A differential equation is an equation involving independent variable, dependent variable and derivative of dependent variable(s) w.r.t. independent variable(s).

**Notation of differential equation:**

$$\frac{\text{dy}}{\text{dx}}=\text{y}_1\space \text{or}\space (\text{y}^{,}), \frac{d^2y}{dx^2}=\text{y}_2 \text\space {\text{or}} (\text{y}^{,,}),………\frac{d^ny}{dx^n}=\text{y}_n$$

**Order Of Differential Equation**

It is the order of the highest derivative which occurs.

**Degree Of Differential Equation**

It is the power of the highest order derivative.

## General And Particular Solutions Of A Differential Equation

**General Solution**

The solution which contains arbitrary constants is called a general solution (primitive) of the differential equation. For example :

y = ax^{2} + bx , y = x^{2} − C

**Particular Solution**

The solution obtained from the general solution by giving particular values to the arbitrary constants is a particular solution of the differential equation.,

## Solution Of Differential Equations By Method Of Separation Of Variables

If any differential equation, it is possible to express all the functions of x and dx on one side and all the functions of y and dy on the other side, the variables are said to be separable.

**Rule**

$$\text{To solve the equation}\space \frac{dy}{dx}=\text{h(y). g(x),} \text{where g is the function of x only and h is the function of y only.}\\ \space \text{• Given equation is} \space \frac{dy}{dx} =\text{h(y). g(x)}\\ \space\text{• Separating the variables , i.e.,}\frac{dy}{h(y)}=\text{g(x).dx}\\ \text{• Integrating both sides and adding an arbitrary constant on one side.}\\\text{i.e.,} \int\frac{1}{\text{h(y)}}\text{dy}=\int \text{g(x) . dx}\\ \text{Thus, the solutions of given differential equation is the form: H(y)= G(x)+C}\\ \text{Here , H(y) and G(x) are the anti derivatives of}\space\frac{1}{\text{h(y)}} \text{and g(x) respectively and C is the arbitrary constant.}$$

**Note**

Addition of an arbitrary constant is must on one side of the differential equation.

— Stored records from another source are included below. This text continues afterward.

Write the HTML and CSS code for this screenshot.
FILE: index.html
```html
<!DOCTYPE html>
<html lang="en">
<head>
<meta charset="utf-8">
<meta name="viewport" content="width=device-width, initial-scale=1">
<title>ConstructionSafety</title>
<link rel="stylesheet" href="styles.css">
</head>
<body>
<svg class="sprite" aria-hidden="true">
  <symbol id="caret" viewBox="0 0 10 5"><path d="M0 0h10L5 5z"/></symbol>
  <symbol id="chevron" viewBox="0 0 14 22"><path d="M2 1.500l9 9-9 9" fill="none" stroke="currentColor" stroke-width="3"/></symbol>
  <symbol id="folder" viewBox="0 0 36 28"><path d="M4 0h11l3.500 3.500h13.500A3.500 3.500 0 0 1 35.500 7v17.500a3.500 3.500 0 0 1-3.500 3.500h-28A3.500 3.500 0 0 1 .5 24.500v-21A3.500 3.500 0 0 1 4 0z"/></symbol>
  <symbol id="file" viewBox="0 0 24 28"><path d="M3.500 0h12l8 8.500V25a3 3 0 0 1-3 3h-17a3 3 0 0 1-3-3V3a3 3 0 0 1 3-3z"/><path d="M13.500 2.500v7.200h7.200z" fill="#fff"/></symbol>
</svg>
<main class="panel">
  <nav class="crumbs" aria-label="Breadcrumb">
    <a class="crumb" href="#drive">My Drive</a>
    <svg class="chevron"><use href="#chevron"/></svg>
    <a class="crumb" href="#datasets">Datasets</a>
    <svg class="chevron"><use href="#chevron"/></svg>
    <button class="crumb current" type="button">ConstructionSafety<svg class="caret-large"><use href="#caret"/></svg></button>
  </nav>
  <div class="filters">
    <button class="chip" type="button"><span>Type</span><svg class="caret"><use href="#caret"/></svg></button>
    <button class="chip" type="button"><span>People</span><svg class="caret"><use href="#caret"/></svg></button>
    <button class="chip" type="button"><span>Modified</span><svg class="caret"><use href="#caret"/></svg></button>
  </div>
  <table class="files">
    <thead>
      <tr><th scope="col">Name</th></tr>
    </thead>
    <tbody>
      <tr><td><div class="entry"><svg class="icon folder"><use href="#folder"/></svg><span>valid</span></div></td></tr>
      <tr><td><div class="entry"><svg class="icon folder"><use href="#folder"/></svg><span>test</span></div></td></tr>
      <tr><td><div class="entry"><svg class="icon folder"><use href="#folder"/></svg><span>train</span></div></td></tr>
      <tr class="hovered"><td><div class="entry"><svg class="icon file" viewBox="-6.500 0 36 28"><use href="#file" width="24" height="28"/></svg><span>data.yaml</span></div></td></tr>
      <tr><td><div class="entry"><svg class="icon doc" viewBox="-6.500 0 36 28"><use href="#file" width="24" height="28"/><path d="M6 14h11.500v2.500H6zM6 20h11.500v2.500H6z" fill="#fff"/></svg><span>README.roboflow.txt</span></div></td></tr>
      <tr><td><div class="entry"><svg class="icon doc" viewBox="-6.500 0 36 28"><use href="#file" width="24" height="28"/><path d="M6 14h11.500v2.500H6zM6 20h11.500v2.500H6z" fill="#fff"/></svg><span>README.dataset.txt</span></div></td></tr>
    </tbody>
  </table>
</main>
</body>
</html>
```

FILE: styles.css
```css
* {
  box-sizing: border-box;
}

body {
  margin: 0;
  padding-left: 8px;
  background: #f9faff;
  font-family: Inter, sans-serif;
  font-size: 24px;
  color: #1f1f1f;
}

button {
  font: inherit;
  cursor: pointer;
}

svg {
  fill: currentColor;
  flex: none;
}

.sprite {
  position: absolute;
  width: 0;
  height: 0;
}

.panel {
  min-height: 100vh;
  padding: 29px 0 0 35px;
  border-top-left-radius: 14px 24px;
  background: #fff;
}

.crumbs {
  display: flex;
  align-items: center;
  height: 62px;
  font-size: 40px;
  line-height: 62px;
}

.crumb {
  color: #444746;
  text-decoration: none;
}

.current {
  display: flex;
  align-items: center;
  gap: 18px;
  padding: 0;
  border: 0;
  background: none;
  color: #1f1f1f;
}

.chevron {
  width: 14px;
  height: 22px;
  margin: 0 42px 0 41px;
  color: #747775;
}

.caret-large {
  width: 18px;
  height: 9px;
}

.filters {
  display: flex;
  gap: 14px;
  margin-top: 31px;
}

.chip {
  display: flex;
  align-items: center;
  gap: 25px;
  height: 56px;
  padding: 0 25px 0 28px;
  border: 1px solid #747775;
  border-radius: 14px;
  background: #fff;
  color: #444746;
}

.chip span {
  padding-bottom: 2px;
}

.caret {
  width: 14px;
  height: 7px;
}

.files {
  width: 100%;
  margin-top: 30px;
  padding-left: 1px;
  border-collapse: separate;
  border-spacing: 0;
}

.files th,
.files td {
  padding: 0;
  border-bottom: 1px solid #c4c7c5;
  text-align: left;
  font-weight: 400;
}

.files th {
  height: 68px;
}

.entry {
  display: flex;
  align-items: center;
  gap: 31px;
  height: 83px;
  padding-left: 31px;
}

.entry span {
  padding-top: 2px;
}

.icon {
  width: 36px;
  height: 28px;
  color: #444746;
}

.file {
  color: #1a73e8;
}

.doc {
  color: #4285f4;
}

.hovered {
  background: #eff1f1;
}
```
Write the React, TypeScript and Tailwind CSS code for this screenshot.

## Solutions Of Homogeneous Differential Equations Of First Order And First Degree Of The Type : dy/dx=f(y/x)

A differential equation of the form dy/dx=f1(x,y)/f2(x,y) where f1(x,y) and f2(x,y) are both homogeneous functions of the same degree in x and y, i.e., an equation of the form dy/dx=f(y/x) is called a homogeneous differential equation.

**Rule**

To solve a homogeneous differential equation of the type dy/dx= F (x,y) = f(y/x)

- Given equation is dy/dx= f(y/x)
- Put y = v . x in the given equation.
- Differentiating equation (y = v.x) with respect to x ,we get dy/dx= v +x (dv/dx)
- Substituting the value of dy/dx in given equation, we get x dv/dx= f(v) -v
- Separating the variables dv/f (v) - v=dx/x

$$\bull\space \text{Integrating both sides}\int\frac{\text{dv}}{\text{f(v)-v}}=\int\frac{1}{x}\space \text{dx}$$

- Above equation gives general solution of the differential equation when we replace v by y/x

## Solutions Of The Linear Differential Equation Of The Type

dy/dx+ py = q, where p and q are functions of x or constants.

dx/dy+ py = q, where p and q are functions of y or constants.

**Linear Differential Equation**

An equation of the form dy/dx+ py = q, where p and q are functions of x alone or constant, is called a linear differential equation of first order in y.

**Working rule to solve the linear differential equation**

- Write the given equation in the form dy/dx+ py = q
- Find the integrating factor (I.F.) = e
^{ ∫ p.dx} - The solution of the differential equation is y [I.F]=∫q. (I.F.)dx + C.